* _THE REQUEST_
Locate all lines in the data below that hold "index" and show them.

___

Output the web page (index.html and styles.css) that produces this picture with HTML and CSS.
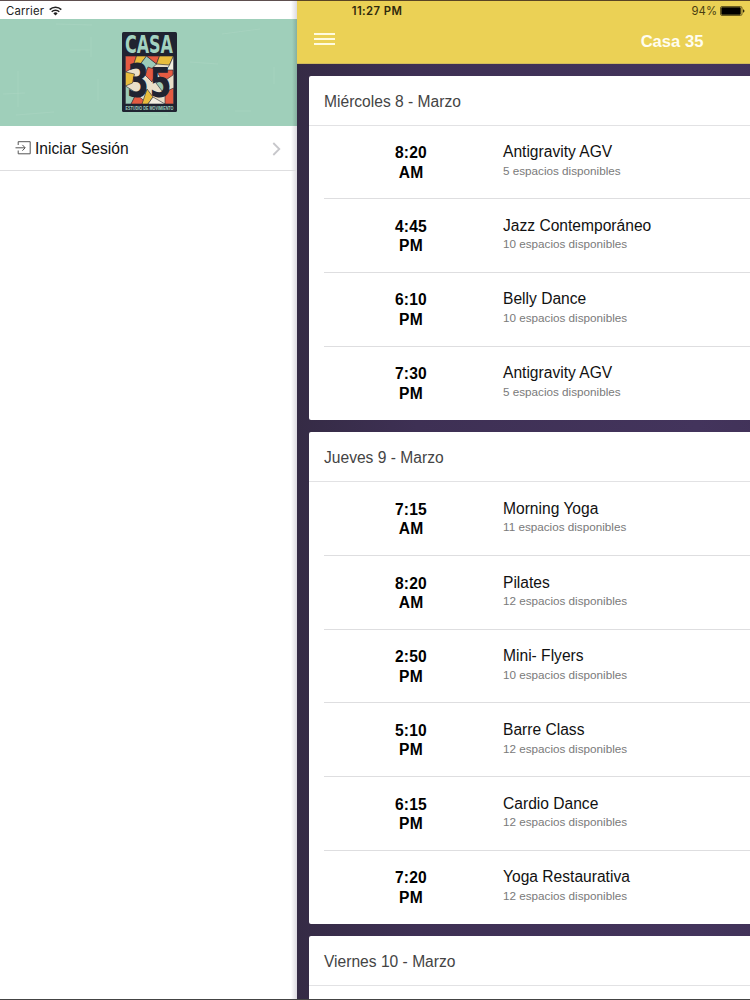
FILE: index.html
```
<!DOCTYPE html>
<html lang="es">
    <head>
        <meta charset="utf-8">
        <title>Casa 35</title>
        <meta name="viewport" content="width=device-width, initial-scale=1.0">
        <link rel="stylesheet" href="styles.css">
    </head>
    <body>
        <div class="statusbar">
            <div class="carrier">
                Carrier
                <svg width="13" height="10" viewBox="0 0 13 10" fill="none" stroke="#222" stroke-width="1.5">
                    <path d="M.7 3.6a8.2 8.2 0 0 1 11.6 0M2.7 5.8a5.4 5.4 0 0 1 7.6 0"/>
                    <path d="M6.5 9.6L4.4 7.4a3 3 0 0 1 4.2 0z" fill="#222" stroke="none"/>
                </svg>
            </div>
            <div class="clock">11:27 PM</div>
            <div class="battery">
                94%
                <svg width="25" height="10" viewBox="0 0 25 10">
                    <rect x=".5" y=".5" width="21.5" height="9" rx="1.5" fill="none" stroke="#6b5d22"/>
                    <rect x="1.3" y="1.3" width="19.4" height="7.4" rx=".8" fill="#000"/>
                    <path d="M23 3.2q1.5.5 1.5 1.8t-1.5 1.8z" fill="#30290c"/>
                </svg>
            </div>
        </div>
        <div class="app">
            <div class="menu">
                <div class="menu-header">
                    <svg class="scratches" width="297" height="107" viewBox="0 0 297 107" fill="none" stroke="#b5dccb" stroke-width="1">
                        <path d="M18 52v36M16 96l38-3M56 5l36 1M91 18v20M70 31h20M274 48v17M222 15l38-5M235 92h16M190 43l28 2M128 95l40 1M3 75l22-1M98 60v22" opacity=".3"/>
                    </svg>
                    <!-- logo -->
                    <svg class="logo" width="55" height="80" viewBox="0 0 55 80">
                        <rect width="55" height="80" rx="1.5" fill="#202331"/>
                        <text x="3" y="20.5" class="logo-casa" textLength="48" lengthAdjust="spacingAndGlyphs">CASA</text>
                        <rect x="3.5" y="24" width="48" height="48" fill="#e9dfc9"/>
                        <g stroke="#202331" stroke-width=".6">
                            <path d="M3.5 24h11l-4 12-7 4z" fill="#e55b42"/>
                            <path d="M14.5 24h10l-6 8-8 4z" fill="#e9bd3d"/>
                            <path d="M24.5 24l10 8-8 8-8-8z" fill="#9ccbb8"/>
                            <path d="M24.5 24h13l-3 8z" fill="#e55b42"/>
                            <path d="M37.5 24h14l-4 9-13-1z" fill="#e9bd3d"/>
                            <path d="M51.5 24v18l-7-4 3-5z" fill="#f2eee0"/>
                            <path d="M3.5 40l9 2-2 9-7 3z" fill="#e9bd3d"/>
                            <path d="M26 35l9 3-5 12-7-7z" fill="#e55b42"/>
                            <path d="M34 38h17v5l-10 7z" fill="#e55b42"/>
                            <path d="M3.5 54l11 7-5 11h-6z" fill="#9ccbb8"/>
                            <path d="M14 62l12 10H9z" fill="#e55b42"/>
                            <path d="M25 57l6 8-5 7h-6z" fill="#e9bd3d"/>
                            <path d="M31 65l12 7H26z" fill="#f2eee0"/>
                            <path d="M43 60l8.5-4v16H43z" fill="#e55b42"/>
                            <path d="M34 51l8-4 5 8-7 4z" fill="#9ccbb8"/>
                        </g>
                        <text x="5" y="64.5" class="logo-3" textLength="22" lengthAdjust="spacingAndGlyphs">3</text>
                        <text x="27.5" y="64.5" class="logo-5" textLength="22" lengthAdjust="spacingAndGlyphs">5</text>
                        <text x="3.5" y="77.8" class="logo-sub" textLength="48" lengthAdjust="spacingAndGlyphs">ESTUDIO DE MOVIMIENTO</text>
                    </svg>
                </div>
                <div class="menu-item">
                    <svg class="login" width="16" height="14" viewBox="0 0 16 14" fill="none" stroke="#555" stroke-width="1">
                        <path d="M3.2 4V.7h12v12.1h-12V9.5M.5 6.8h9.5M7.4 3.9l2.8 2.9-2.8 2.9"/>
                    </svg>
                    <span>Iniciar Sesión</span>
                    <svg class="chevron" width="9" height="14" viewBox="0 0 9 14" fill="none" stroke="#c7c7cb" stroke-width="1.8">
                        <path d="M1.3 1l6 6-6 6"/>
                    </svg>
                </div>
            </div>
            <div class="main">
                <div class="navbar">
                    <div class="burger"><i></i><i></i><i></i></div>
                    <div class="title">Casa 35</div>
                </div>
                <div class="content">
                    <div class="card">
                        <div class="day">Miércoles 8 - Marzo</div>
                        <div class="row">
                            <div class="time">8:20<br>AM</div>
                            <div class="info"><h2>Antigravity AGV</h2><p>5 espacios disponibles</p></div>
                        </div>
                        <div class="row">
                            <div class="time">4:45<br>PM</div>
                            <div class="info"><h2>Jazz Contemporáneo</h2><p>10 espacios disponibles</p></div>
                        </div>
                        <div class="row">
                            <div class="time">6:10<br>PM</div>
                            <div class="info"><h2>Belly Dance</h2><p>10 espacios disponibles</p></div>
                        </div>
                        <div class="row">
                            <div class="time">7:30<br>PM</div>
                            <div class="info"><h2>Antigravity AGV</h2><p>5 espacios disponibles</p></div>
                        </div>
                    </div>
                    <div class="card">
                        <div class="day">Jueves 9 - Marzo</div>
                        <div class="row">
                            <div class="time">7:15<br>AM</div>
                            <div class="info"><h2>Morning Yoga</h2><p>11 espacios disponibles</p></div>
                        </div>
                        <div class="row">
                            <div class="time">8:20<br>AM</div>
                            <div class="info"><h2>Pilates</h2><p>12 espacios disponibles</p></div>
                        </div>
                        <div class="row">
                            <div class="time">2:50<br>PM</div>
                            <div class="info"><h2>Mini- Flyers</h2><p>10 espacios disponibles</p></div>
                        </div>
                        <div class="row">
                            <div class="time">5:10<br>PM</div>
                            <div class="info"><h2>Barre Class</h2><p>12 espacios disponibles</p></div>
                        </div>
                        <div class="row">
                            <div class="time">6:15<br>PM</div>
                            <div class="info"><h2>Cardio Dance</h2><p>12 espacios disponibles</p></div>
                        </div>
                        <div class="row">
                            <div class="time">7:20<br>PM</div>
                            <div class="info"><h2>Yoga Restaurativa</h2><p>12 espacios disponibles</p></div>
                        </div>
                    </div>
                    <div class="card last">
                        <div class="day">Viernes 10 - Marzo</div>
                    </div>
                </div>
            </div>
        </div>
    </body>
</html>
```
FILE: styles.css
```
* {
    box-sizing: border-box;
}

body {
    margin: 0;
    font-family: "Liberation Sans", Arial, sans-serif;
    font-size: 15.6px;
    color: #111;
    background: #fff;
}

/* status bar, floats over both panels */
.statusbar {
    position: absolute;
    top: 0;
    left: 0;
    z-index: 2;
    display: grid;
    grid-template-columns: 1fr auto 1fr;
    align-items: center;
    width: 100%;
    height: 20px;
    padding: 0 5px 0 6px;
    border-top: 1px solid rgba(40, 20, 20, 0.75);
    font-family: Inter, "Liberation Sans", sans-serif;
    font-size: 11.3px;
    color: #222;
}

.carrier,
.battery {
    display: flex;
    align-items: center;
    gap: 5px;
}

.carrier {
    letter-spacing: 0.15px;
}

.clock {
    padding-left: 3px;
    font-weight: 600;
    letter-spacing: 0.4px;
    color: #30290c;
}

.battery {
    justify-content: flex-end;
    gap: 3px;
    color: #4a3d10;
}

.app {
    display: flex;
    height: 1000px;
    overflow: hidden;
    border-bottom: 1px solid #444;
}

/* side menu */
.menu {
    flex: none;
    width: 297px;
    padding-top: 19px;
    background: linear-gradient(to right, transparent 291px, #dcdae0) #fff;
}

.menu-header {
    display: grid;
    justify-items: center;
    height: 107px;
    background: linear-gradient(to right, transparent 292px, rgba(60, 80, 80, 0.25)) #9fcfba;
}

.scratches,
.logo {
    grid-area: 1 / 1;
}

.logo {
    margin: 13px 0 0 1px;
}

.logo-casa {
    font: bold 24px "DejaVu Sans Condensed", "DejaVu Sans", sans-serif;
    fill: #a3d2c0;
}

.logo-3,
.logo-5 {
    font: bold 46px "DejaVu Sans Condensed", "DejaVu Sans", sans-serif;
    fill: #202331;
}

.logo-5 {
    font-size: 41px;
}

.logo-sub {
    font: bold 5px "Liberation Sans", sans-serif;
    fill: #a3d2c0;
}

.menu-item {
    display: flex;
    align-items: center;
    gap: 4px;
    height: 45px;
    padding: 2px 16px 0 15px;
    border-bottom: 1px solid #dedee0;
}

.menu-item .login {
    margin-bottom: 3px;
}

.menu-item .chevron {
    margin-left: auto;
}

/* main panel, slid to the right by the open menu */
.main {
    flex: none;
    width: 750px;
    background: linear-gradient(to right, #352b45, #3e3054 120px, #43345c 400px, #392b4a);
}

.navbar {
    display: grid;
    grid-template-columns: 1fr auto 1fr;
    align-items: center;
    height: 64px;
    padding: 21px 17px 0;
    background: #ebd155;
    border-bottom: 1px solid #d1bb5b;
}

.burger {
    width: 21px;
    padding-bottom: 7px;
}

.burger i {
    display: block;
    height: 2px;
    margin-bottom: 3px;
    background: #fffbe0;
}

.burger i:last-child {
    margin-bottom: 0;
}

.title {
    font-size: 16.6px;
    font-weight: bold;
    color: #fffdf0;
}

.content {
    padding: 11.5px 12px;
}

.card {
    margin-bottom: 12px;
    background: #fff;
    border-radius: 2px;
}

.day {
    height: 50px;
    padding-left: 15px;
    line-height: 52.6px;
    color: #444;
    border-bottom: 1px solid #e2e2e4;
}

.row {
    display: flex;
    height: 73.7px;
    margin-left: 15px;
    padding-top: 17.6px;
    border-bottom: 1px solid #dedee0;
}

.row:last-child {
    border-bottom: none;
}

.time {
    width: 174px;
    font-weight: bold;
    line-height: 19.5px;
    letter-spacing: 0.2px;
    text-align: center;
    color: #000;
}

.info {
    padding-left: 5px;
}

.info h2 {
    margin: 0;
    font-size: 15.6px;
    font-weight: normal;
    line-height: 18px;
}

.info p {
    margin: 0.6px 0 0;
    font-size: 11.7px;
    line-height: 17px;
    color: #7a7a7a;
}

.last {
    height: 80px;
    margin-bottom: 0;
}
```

___

* _TASK OUTPUT_
Output the web page (index.html and styles.css) that produces this picture with HTML and CSS.
FILE: index.html
    z-index: 2;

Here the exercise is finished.